Immigrants' families back in their home countries are feeling the pinch of weaker U.S. growth.
A new survey by the Inter-American Development Bank shows America's faltering economy, plus renewed enforcement of immigration policy, means less cash is being sent back to Latin American countries in the form of remittances.
Just 50 percent of Latino immigrants are sending money home regularly, compared with 73 percent a year ago, according to the survey.
Remittances to the region are expected to total a whopping $45.9 billion this year, but the larger worry is an end to growth in those flows. That has serious implications for nations that rely heavily on large infusions from workers in the United States.
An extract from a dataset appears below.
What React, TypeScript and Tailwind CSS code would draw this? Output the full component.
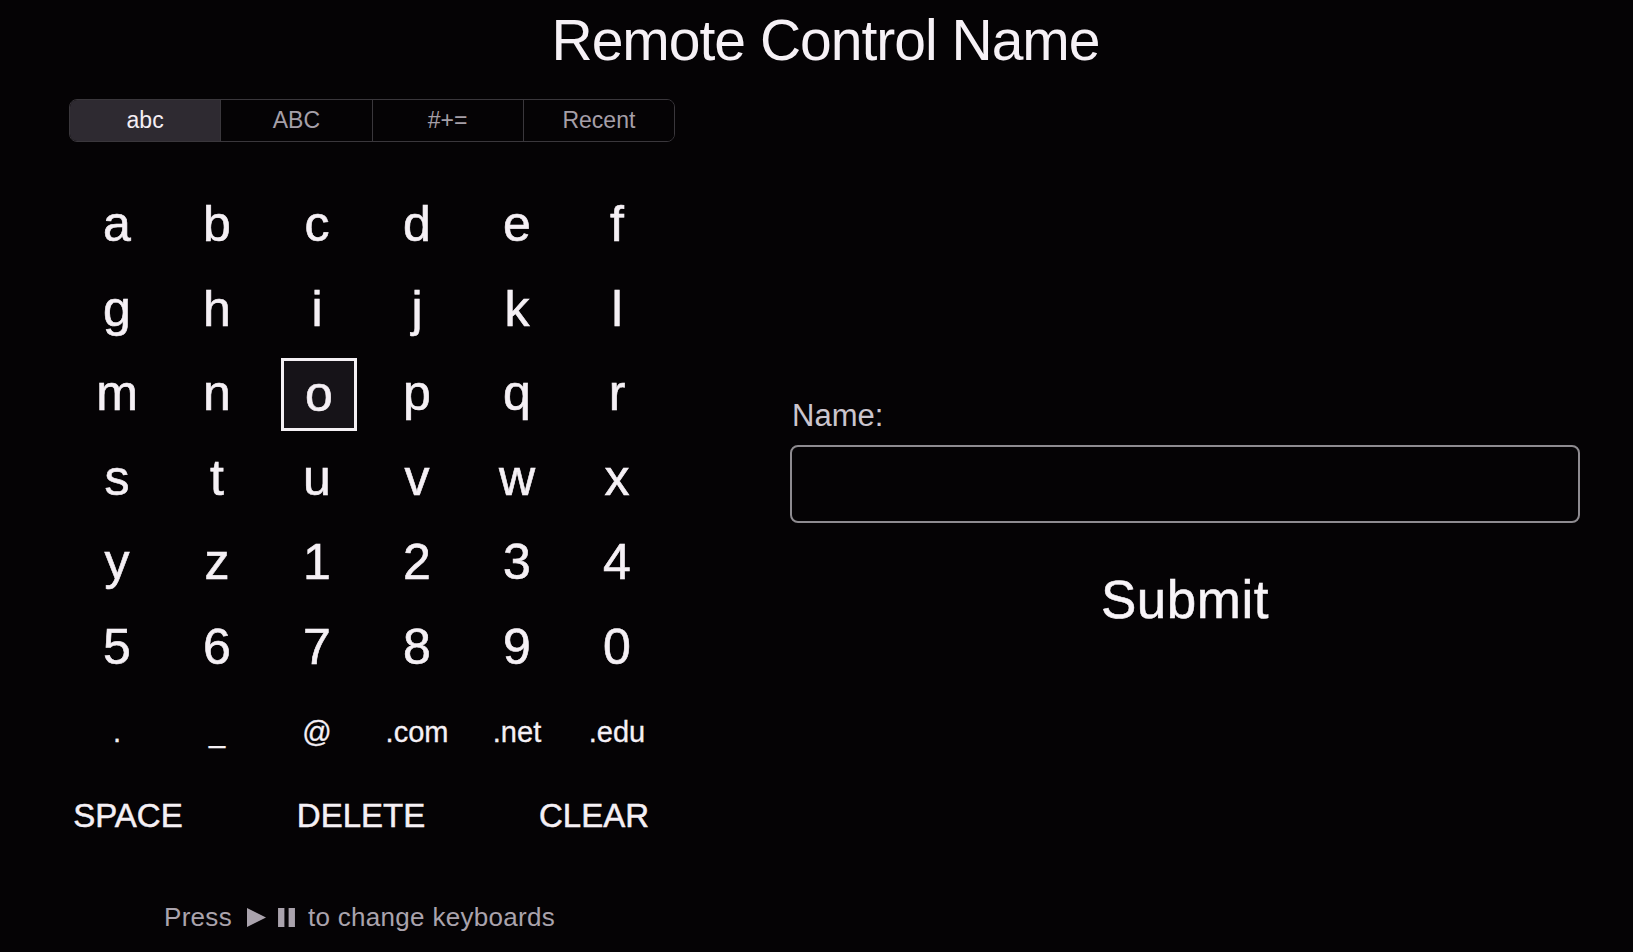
import React from "react";

const rows: string[][] = [
  ["a", "b", "c", "d", "e", "f"],
  ["g", "h", "i", "j", "k", "l"],
  ["m", "n", "o", "p", "q", "r"],
  ["s", "t", "u", "v", "w", "x"],
  ["y", "z", "1", "2", "3", "4"],
  ["5", "6", "7", "8", "9", "0"],
];

const specials = [".", "_", "@", ".com", ".net", ".edu"];

const tabs = ["abc", "ABC", "#+=", "Recent"];

export default function App() {
  return (
    <div className="w-full h-[952px] bg-[#050305] text-[#f5f0f5] font-['Liberation_Sans',Arial,sans-serif] overflow-hidden flex flex-col">
      {/* Title */}
      <div className="pt-[12px] flex justify-center pl-[18px]">
        <h1 className="text-[57px] leading-[57px] tracking-[-1px] font-normal text-[#f6f1f6]">
          Remote Control Name
        </h1>
      </div>

      <div className="flex flex-1">
        {/* Left: keyboard */}
        <div className="w-[720px] flex flex-col">
          {/* Segmented tabs */}
          <div className="ml-[69px] mt-[30px] w-[606px] h-[43px] flex rounded-[8px] border border-[#3a373c] overflow-hidden">
            {tabs.map((t, i) => (
              <div
                key={t}
                className={
                  i === 0
                    ? "flex-1 flex items-center justify-center bg-[#2e2a31] text-[#f4eef4] text-[23px]"
                    : "flex-1 flex items-center justify-center bg-[#050305] text-[#a59fa8] text-[23px] border-l border-[#3a373c]"
                }
              >
                {t}
              </div>
            ))}
          </div>

          {/* Character grid */}
          <div className="ml-[67px] mt-[40px] grid grid-cols-[repeat(6,100px)] [-webkit-text-stroke:0.6px_#f5f0f5]">
            {rows.map((row, ri) =>
              row.map((ch) => (
                <div
                  key={`${ri}-${ch}`}
                  className="h-[84.6px] flex items-center justify-center text-[50px] leading-[84.6px]"
                >
                  {ch === "o" ? (
                    <div className="w-[76px] h-[73px] mt-[2px] border-[3px] border-[#f4f0f4] bg-[#161318] flex items-center justify-center translate-x-[2px] leading-[67px]">
                      o
                    </div>
                  ) : (
                    ch
                  )}
                </div>
              ))
            )}
            {specials.map((s) => (
              <div
                key={s}
                className="h-[84.6px] flex items-center justify-center text-[29px] leading-[84.6px] [-webkit-text-stroke:0.3px_#f5f0f5]"
              >
                {s}
              </div>
            ))}
          </div>

          {/* Action row */}
          <div className="ml-[28px] mt-[25px] grid grid-cols-[200px_200px_200px] gap-x-[33px] text-[33px] leading-[33px] [-webkit-text-stroke:0.5px_#f5f0f5]">
            <div className="text-center">SPACE</div>
            <div className="text-center">DELETE</div>
            <div className="text-center">CLEAR</div>
          </div>

          {/* Hint */}
          <div className="ml-[164px] mt-[72px] flex items-center text-[26px] leading-[26px] tracking-[0.3px] text-[#aaa3ad]">
            <span>Press</span>
            <svg
              className="ml-[15px]"
              width="19"
              height="19"
              viewBox="0 0 18 18"
              fill="#aaa3ad"
            >
              <polygon points="0,0 18,9 0,18" />
            </svg>
            <svg
              className="ml-[12px]"
              width="17"
              height="19"
              viewBox="0 0 16 18"
              fill="#aaa3ad"
            >
              <rect x="0" y="0" width="6" height="18" />
              <rect x="10" y="0" width="6" height="18" />
            </svg>
            <span className="ml-[13px]">to change keyboards</span>
          </div>
        </div>

        {/* Right: form */}
        <div className="flex flex-col ml-[70px] w-[790px]">
          <div className="mt-[331px] ml-[2px] text-[31px] leading-[31px] text-[#cbc5ce]">
            Name:
          </div>
          <div className="mt-[14px] h-[78px] w-[790px] rounded-[8px] border-2 border-[#8e8b90] bg-[#050305]" />
          <div className="mt-[50px] flex justify-center">
            <span className="text-[53px] leading-[53px] tracking-[0.5px] text-[#f8f4f8] [-webkit-text-stroke:0.5px_#f8f4f8]">
              Submit
            </span>
          </div>
        </div>
      </div>
    </div>
  );
}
Cash from abroad is an outsize piece of gross domestic product in places like Haiti (35 percent), Honduras (25 percent), and Nicaragua (17 percent), according to the bank. (Figures are for 2007.)
Even in healthier economies like Mexico, where remittances make up 3 percent of total GDP, the ramifications of less cash heading south could be cause for worry. Economic reforms currently underway will most likely face increased opposition as the local economy weakens and remittances—worth $23.9 billion last year—waver. In 2007, remittances to Mexico rose just 1 percent, and they have fallen in the early months of 2008.
Meanwhile, the Economist notes that the falling U.S. dollar means lower real wages for guest workers in places like the Persian Gulf, where most currencies are pegged to the greenback because oil is priced in dollars. Migrants from places like Bangladesh and India are seeing pay packets shrink as soaring oil prices spur inflation at a time when U.S. woes are dragging linked currencies down.